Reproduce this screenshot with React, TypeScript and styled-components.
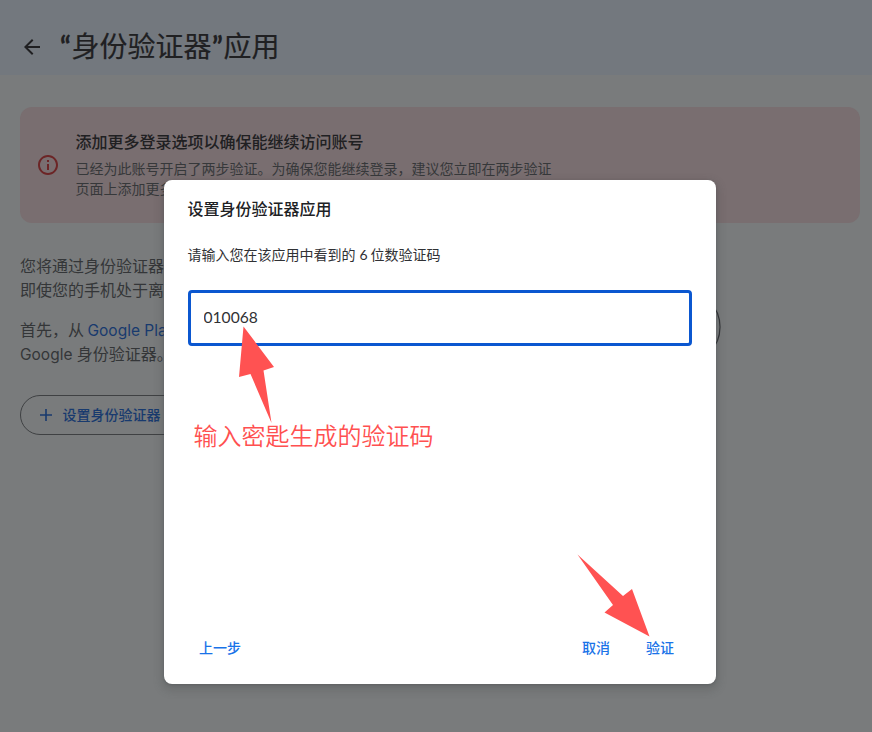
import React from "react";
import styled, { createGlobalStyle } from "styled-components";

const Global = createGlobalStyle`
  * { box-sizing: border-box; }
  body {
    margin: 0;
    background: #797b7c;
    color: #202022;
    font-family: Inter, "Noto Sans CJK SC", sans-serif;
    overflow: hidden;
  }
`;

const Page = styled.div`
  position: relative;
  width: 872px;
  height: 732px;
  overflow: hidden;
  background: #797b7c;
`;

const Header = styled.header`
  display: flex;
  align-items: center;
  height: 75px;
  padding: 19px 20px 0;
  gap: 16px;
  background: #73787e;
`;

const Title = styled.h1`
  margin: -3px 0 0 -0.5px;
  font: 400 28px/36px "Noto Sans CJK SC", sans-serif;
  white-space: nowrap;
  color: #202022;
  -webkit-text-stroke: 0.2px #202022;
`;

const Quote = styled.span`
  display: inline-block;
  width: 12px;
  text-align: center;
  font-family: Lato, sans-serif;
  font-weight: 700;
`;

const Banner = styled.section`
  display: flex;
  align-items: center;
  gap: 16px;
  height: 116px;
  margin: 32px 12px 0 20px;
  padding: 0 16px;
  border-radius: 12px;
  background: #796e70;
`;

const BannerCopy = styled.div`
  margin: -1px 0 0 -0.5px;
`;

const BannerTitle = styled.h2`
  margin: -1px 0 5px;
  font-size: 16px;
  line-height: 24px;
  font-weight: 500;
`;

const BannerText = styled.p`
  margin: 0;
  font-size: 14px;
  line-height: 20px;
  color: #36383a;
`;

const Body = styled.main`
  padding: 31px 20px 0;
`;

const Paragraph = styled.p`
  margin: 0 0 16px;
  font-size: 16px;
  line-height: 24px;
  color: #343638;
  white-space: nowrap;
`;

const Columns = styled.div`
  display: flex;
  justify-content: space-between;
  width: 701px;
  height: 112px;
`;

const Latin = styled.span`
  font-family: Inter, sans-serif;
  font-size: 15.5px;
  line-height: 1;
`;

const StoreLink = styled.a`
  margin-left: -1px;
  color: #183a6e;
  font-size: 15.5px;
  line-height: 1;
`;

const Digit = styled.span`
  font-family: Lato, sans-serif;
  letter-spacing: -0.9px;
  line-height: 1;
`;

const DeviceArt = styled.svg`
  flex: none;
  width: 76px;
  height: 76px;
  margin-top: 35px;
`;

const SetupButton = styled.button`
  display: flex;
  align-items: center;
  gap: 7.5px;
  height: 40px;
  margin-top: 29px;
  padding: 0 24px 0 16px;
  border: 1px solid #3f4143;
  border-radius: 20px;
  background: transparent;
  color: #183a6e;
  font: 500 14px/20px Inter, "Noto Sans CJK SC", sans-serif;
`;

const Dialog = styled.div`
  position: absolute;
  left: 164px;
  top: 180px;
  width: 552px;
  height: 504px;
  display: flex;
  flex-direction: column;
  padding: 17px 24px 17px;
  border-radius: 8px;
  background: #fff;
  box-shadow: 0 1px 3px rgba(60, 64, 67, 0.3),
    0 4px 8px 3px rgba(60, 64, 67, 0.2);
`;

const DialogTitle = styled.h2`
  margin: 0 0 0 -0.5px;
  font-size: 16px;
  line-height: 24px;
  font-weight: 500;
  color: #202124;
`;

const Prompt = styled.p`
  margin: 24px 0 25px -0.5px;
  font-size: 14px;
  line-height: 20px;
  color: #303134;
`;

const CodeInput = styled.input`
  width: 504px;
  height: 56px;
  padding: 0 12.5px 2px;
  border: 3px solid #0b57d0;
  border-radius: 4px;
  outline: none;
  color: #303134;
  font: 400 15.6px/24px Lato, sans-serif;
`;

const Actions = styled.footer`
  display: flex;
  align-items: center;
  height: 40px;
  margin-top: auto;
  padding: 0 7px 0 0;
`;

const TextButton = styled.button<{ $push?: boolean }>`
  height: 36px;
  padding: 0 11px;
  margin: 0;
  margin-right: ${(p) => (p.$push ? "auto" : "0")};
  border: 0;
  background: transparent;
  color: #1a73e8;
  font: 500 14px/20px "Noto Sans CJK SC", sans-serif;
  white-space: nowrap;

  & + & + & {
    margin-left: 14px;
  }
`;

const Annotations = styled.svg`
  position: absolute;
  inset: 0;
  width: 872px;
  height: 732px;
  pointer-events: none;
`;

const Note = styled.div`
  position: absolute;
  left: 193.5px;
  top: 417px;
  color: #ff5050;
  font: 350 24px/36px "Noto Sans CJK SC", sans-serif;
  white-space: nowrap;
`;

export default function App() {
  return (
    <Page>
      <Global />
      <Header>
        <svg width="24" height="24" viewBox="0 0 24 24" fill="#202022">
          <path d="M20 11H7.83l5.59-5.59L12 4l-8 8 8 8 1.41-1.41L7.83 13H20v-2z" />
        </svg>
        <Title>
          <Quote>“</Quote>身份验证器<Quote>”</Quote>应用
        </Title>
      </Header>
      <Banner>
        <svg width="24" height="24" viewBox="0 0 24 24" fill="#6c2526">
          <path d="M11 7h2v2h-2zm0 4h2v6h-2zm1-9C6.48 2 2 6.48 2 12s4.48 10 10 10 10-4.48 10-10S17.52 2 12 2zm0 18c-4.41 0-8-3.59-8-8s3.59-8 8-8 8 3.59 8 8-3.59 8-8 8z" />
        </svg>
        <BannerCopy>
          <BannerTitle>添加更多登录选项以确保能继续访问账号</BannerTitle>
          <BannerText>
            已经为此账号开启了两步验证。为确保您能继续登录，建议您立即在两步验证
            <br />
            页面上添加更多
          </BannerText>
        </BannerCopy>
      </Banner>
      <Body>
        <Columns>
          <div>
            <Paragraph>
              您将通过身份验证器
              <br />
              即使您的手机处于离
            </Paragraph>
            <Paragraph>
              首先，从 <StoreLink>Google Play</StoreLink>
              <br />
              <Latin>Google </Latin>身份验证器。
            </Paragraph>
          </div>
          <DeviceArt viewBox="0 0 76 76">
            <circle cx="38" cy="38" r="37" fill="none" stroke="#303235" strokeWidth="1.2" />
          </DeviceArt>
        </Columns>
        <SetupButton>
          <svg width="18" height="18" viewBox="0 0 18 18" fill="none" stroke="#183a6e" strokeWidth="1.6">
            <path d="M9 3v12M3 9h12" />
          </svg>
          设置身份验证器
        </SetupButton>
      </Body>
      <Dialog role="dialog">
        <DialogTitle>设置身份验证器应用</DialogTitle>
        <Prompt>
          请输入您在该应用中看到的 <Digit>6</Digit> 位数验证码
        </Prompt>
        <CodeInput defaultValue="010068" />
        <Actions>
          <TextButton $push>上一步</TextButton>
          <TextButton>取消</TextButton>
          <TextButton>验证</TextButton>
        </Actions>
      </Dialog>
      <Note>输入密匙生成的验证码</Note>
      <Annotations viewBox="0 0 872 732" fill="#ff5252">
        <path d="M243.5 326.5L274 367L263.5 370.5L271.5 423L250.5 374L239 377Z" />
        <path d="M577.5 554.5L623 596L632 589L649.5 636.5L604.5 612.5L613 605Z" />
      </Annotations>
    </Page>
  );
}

════

Identify the lines above that contain the word "components", then copy them.

| Exercise response |
Reproduce this screenshot with React, TypeScript and styled-components.
import styled, { createGlobalStyle } from "styled-components";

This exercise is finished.